-- start Material for this task --
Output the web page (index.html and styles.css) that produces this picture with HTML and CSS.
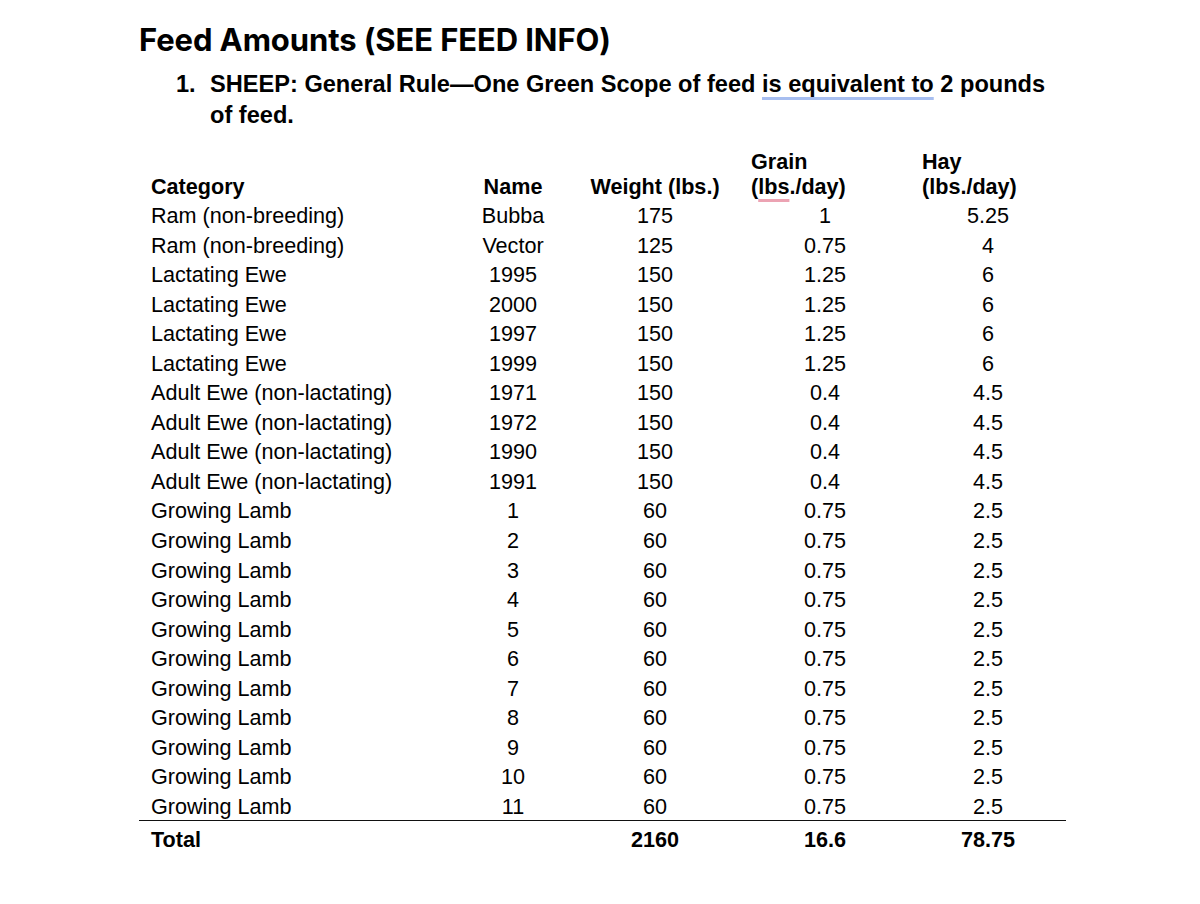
FILE: index.html
```html
<!DOCTYPE html>
<html>
<head>
<meta charset="utf-8">
<link rel="stylesheet" href="styles.css">
</head>
<body>
<div class="page">
  <h1 class="title">Feed Amounts (SEE FEED INFO)</h1>
  <ol class="rules">
    <li><span class="num">1.</span><span class="rule-text">SHEEP: General Rule—One Green Scope of feed <span class="grammar">is equivalent to</span> 2 pounds of feed.</span></li>
  </ol>
  <table class="feed">
    <colgroup>
      <col class="c-cat"><col class="c-name"><col class="c-weight"><col class="c-grain"><col class="c-hay">
    </colgroup>
    <thead>
      <tr>
        <th class="cat">Category</th>
        <th>Name</th>
        <th>Weight (lbs.)</th>
        <th class="h-grain">Grain<br>(<span class="spell">lbs</span>./day)</th>
        <th class="h-hay">Hay<br>(lbs./day)</th>
      </tr>
    </thead>
    <tbody>
      <tr><td class="cat">Ram (non-breeding)</td><td>Bubba</td><td>175</td><td class="grain">1</td><td class="hay">5.25</td></tr>
      <tr><td class="cat">Ram (non-breeding)</td><td>Vector</td><td>125</td><td class="grain">0.75</td><td class="hay">4</td></tr>
      <tr><td class="cat">Lactating Ewe</td><td>1995</td><td>150</td><td class="grain">1.25</td><td class="hay">6</td></tr>
      <tr><td class="cat">Lactating Ewe</td><td>2000</td><td>150</td><td class="grain">1.25</td><td class="hay">6</td></tr>
      <tr><td class="cat">Lactating Ewe</td><td>1997</td><td>150</td><td class="grain">1.25</td><td class="hay">6</td></tr>
      <tr><td class="cat">Lactating Ewe</td><td>1999</td><td>150</td><td class="grain">1.25</td><td class="hay">6</td></tr>
      <tr><td class="cat">Adult Ewe (non-lactating)</td><td>1971</td><td>150</td><td class="grain">0.4</td><td class="hay">4.5</td></tr>
      <tr><td class="cat">Adult Ewe (non-lactating)</td><td>1972</td><td>150</td><td class="grain">0.4</td><td class="hay">4.5</td></tr>
      <tr><td class="cat">Adult Ewe (non-lactating)</td><td>1990</td><td>150</td><td class="grain">0.4</td><td class="hay">4.5</td></tr>
      <tr><td class="cat">Adult Ewe (non-lactating)</td><td>1991</td><td>150</td><td class="grain">0.4</td><td class="hay">4.5</td></tr>
      <tr><td class="cat">Growing Lamb</td><td>1</td><td>60</td><td class="grain">0.75</td><td class="hay">2.5</td></tr>
      <tr><td class="cat">Growing Lamb</td><td>2</td><td>60</td><td class="grain">0.75</td><td class="hay">2.5</td></tr>
      <tr><td class="cat">Growing Lamb</td><td>3</td><td>60</td><td class="grain">0.75</td><td class="hay">2.5</td></tr>
      <tr><td class="cat">Growing Lamb</td><td>4</td><td>60</td><td class="grain">0.75</td><td class="hay">2.5</td></tr>
      <tr><td class="cat">Growing Lamb</td><td>5</td><td>60</td><td class="grain">0.75</td><td class="hay">2.5</td></tr>
      <tr><td class="cat">Growing Lamb</td><td>6</td><td>60</td><td class="grain">0.75</td><td class="hay">2.5</td></tr>
      <tr><td class="cat">Growing Lamb</td><td>7</td><td>60</td><td class="grain">0.75</td><td class="hay">2.5</td></tr>
      <tr><td class="cat">Growing Lamb</td><td>8</td><td>60</td><td class="grain">0.75</td><td class="hay">2.5</td></tr>
      <tr><td class="cat">Growing Lamb</td><td>9</td><td>60</td><td class="grain">0.75</td><td class="hay">2.5</td></tr>
      <tr><td class="cat">Growing Lamb</td><td>10</td><td>60</td><td class="grain">0.75</td><td class="hay">2.5</td></tr>
      <tr class="last"><td class="cat">Growing Lamb</td><td>11</td><td>60</td><td class="grain">0.75</td><td class="hay">2.5</td></tr>
    </tbody>
    <tfoot>
      <tr><td class="cat">Total</td><td></td><td>2160</td><td class="grain">16.6</td><td class="hay">78.75</td></tr>
    </tfoot>
  </table>
</div>
</body>
</html>
```
FILE: styles.css
```css
html, body {
  margin: 0;
  padding: 0;
  background: #fff;
}
body {
  font-family: "Liberation Sans", Arial, sans-serif;
  color: #000;
}
.page {
  width: 927px;
  padding: 22px 0 0 139px;
}
.title {
  margin: 0;
  font-family: Inter, "Open Sans", sans-serif;
  font-weight: 700;
  font-size: 31px;
  line-height: 36px;
  letter-spacing: -0.1px;
}
.rules {
  list-style: none;
  margin: 11px 0 0 0;
  padding: 0;
  font-size: 23.6px;
  font-weight: 700;
  line-height: 31px;
}
.rules li {
  display: flex;
}
.rules .num {
  width: 34px;
  margin-left: 37px;
  flex: none;
}
.rule-text {
  width: 845px;
}
.grammar {
  text-decoration: underline;
  text-decoration-color: #a7bef0;
  text-decoration-thickness: 3px;
  text-underline-offset: 5px;
}
.spell {
  text-decoration: underline;
  text-decoration-color: #eca3b3;
  text-decoration-thickness: 3px;
  text-underline-offset: 5px;
}
.feed {
  margin-top: 18px;
  width: 927px;
  table-layout: fixed;
  border-collapse: collapse;
  font-size: 21.6px;
}
.c-cat { width: 301px; }
.c-name { width: 146px; }
.c-weight { width: 138px; }
.c-grain { width: 198px; }
.c-hay { width: 144px; }
.feed th {
  font-weight: 700;
  line-height: 25px;
  vertical-align: bottom;
  text-align: center;
  padding: 0 0 2px 0;
  white-space: nowrap;
}
.feed td {
  line-height: 29.55px;
  padding: 0;
  text-align: center;
  white-space: nowrap;
}
.feed .cat {
  text-align: left;
  padding-left: 12px;
}
.feed td.grain {
  padding-left: 4px;
}
.feed td.hay {
  padding-left: 4px;
  padding-right: 16px;
}
.feed th.h-grain {
  text-align: left;
  padding-left: 27px;
}
.feed th.h-hay {
  text-align: left;
}
.feed tr.last td {
  line-height: 27px;
  vertical-align: top;
  padding-top: 1px;
}
.feed tfoot td {
  border-top: 1.5px solid #111;
  font-weight: 700;
  padding-top: 4px;
  line-height: 29px;
}
```
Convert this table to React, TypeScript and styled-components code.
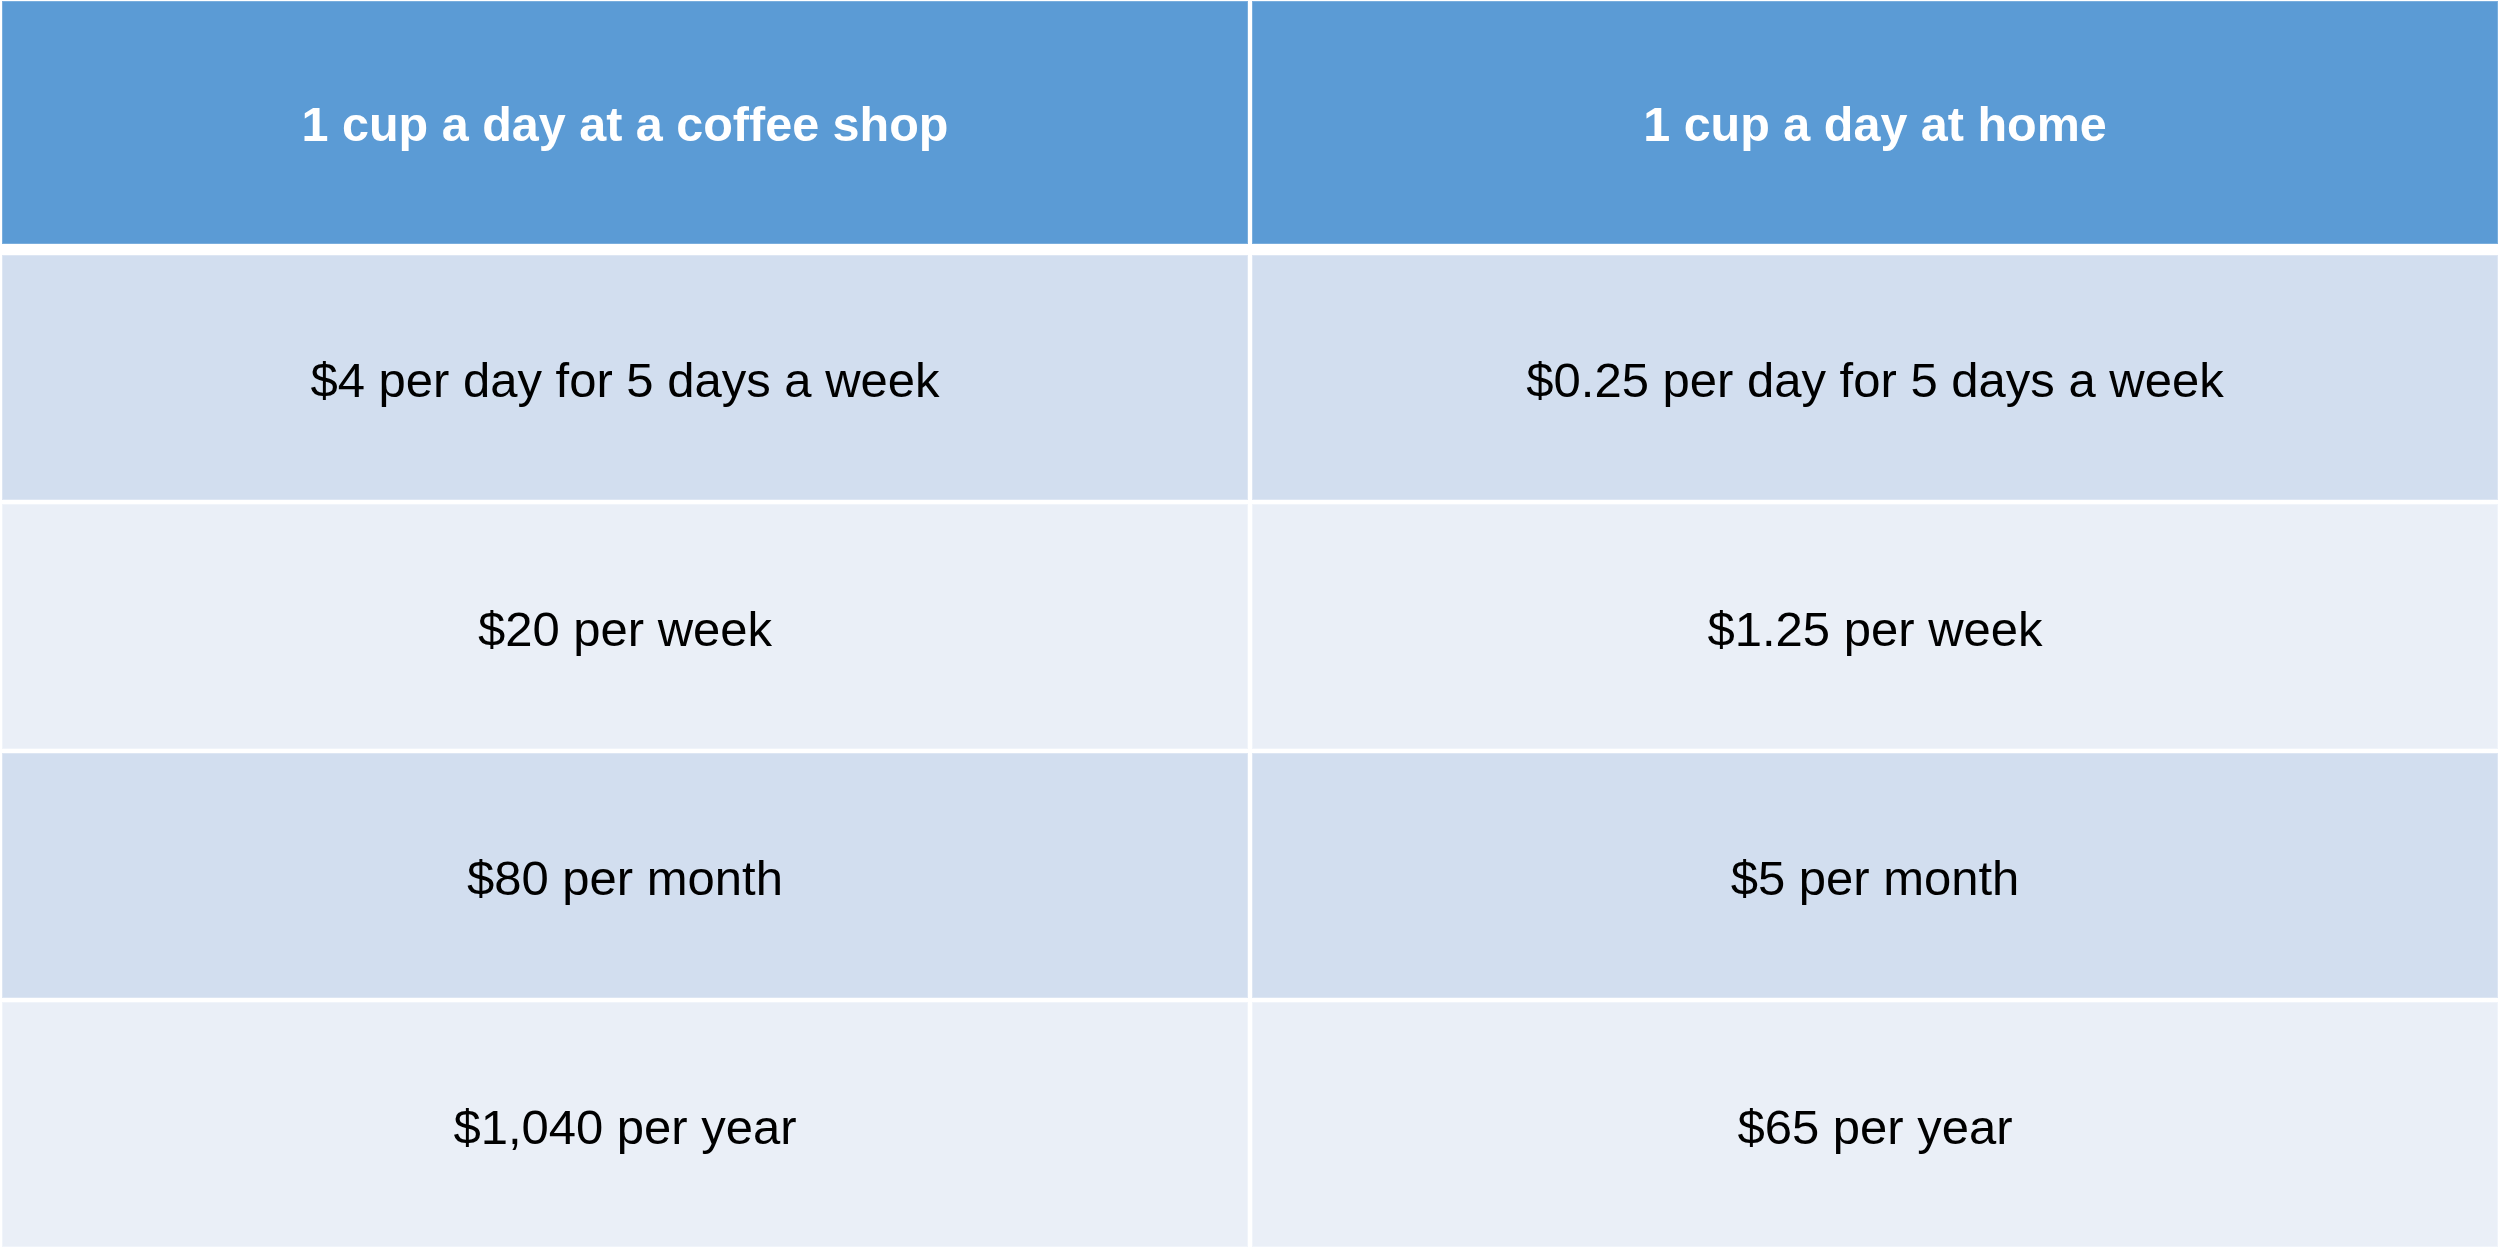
-- end Material for this task --
Print each of the records above exactly as written, leaving no picture in the copy.

_Exercise solution_
Output the web page (index.html and styles.css) that produces this picture with HTML and CSS.
FILE: index.html
```html
<!DOCTYPE html>
<html>
<head>
<meta charset="utf-8">
<link rel="stylesheet" href="styles.css">
</head>
<body>
<div class="page">
  <h1 class="title">Feed Amounts (SEE FEED INFO)</h1>
  <ol class="rules">
    <li><span class="num">1.</span><span class="rule-text">SHEEP: General Rule—One Green Scope of feed <span class="grammar">is equivalent to</span> 2 pounds of feed.</span></li>
  </ol>
  <table class="feed">
    <colgroup>
      <col class="c-cat"><col class="c-name"><col class="c-weight"><col class="c-grain"><col class="c-hay">
    </colgroup>
    <thead>
      <tr>
        <th class="cat">Category</th>
        <th>Name</th>
        <th>Weight (lbs.)</th>
        <th class="h-grain">Grain<br>(<span class="spell">lbs</span>./day)</th>
        <th class="h-hay">Hay<br>(lbs./day)</th>
      </tr>
    </thead>
    <tbody>
      <tr><td class="cat">Ram (non-breeding)</td><td>Bubba</td><td>175</td><td class="grain">1</td><td class="hay">5.25</td></tr>
      <tr><td class="cat">Ram (non-breeding)</td><td>Vector</td><td>125</td><td class="grain">0.75</td><td class="hay">4</td></tr>
      <tr><td class="cat">Lactating Ewe</td><td>1995</td><td>150</td><td class="grain">1.25</td><td class="hay">6</td></tr>
      <tr><td class="cat">Lactating Ewe</td><td>2000</td><td>150</td><td class="grain">1.25</td><td class="hay">6</td></tr>
      <tr><td class="cat">Lactating Ewe</td><td>1997</td><td>150</td><td class="grain">1.25</td><td class="hay">6</td></tr>
      <tr><td class="cat">Lactating Ewe</td><td>1999</td><td>150</td><td class="grain">1.25</td><td class="hay">6</td></tr>
      <tr><td class="cat">Adult Ewe (non-lactating)</td><td>1971</td><td>150</td><td class="grain">0.4</td><td class="hay">4.5</td></tr>
      <tr><td class="cat">Adult Ewe (non-lactating)</td><td>1972</td><td>150</td><td class="grain">0.4</td><td class="hay">4.5</td></tr>
      <tr><td class="cat">Adult Ewe (non-lactating)</td><td>1990</td><td>150</td><td class="grain">0.4</td><td class="hay">4.5</td></tr>
      <tr><td class="cat">Adult Ewe (non-lactating)</td><td>1991</td><td>150</td><td class="grain">0.4</td><td class="hay">4.5</td></tr>
      <tr><td class="cat">Growing Lamb</td><td>1</td><td>60</td><td class="grain">0.75</td><td class="hay">2.5</td></tr>
      <tr><td class="cat">Growing Lamb</td><td>2</td><td>60</td><td class="grain">0.75</td><td class="hay">2.5</td></tr>
      <tr><td class="cat">Growing Lamb</td><td>3</td><td>60</td><td class="grain">0.75</td><td class="hay">2.5</td></tr>
      <tr><td class="cat">Growing Lamb</td><td>4</td><td>60</td><td class="grain">0.75</td><td class="hay">2.5</td></tr>
      <tr><td class="cat">Growing Lamb</td><td>5</td><td>60</td><td class="grain">0.75</td><td class="hay">2.5</td></tr>
      <tr><td class="cat">Growing Lamb</td><td>6</td><td>60</td><td class="grain">0.75</td><td class="hay">2.5</td></tr>
      <tr><td class="cat">Growing Lamb</td><td>7</td><td>60</td><td class="grain">0.75</td><td class="hay">2.5</td></tr>
      <tr><td class="cat">Growing Lamb</td><td>8</td><td>60</td><td class="grain">0.75</td><td class="hay">2.5</td></tr>
      <tr><td class="cat">Growing Lamb</td><td>9</td><td>60</td><td class="grain">0.75</td><td class="hay">2.5</td></tr>
      <tr><td class="cat">Growing Lamb</td><td>10</td><td>60</td><td class="grain">0.75</td><td class="hay">2.5</td></tr>
      <tr class="last"><td class="cat">Growing Lamb</td><td>11</td><td>60</td><td class="grain">0.75</td><td class="hay">2.5</td></tr>
    </tbody>
    <tfoot>
      <tr><td class="cat">Total</td><td></td><td>2160</td><td class="grain">16.6</td><td class="hay">78.75</td></tr>
    </tfoot>
  </table>
</div>
</body>
</html>
```
FILE: styles.css
```css
html, body {
  margin: 0;
  padding: 0;
  background: #fff;
}
body {
  font-family: "Liberation Sans", Arial, sans-serif;
  color: #000;
}
.page {
  width: 927px;
  padding: 22px 0 0 139px;
}
.title {
  margin: 0;
  font-family: Inter, "Open Sans", sans-serif;
  font-weight: 700;
  font-size: 31px;
  line-height: 36px;
  letter-spacing: -0.1px;
}
.rules {
  list-style: none;
  margin: 11px 0 0 0;
  padding: 0;
  font-size: 23.6px;
  font-weight: 700;
  line-height: 31px;
}
.rules li {
  display: flex;
}
.rules .num {
  width: 34px;
  margin-left: 37px;
  flex: none;
}
.rule-text {
  width: 845px;
}
.grammar {
  text-decoration: underline;
  text-decoration-color: #a7bef0;
  text-decoration-thickness: 3px;
  text-underline-offset: 5px;
}
.spell {
  text-decoration: underline;
  text-decoration-color: #eca3b3;
  text-decoration-thickness: 3px;
  text-underline-offset: 5px;
}
.feed {
  margin-top: 18px;
  width: 927px;
  table-layout: fixed;
  border-collapse: collapse;
  font-size: 21.6px;
}
.c-cat { width: 301px; }
.c-name { width: 146px; }
.c-weight { width: 138px; }
.c-grain { width: 198px; }
.c-hay { width: 144px; }
.feed th {
  font-weight: 700;
  line-height: 25px;
  vertical-align: bottom;
  text-align: center;
  padding: 0 0 2px 0;
  white-space: nowrap;
}
.feed td {
  line-height: 29.55px;
  padding: 0;
  text-align: center;
  white-space: nowrap;
}
.feed .cat {
  text-align: left;
  padding-left: 12px;
}
.feed td.grain {
  padding-left: 4px;
}
.feed td.hay {
  padding-left: 4px;
  padding-right: 16px;
}
.feed th.h-grain {
  text-align: left;
  padding-left: 27px;
}
.feed th.h-hay {
  text-align: left;
}
.feed tr.last td {
  line-height: 27px;
  vertical-align: top;
  padding-top: 1px;
}
.feed tfoot td {
  border-top: 1.5px solid #111;
  font-weight: 700;
  padding-top: 4px;
  line-height: 29px;
}
```
Convert this table to React, TypeScript and styled-components code.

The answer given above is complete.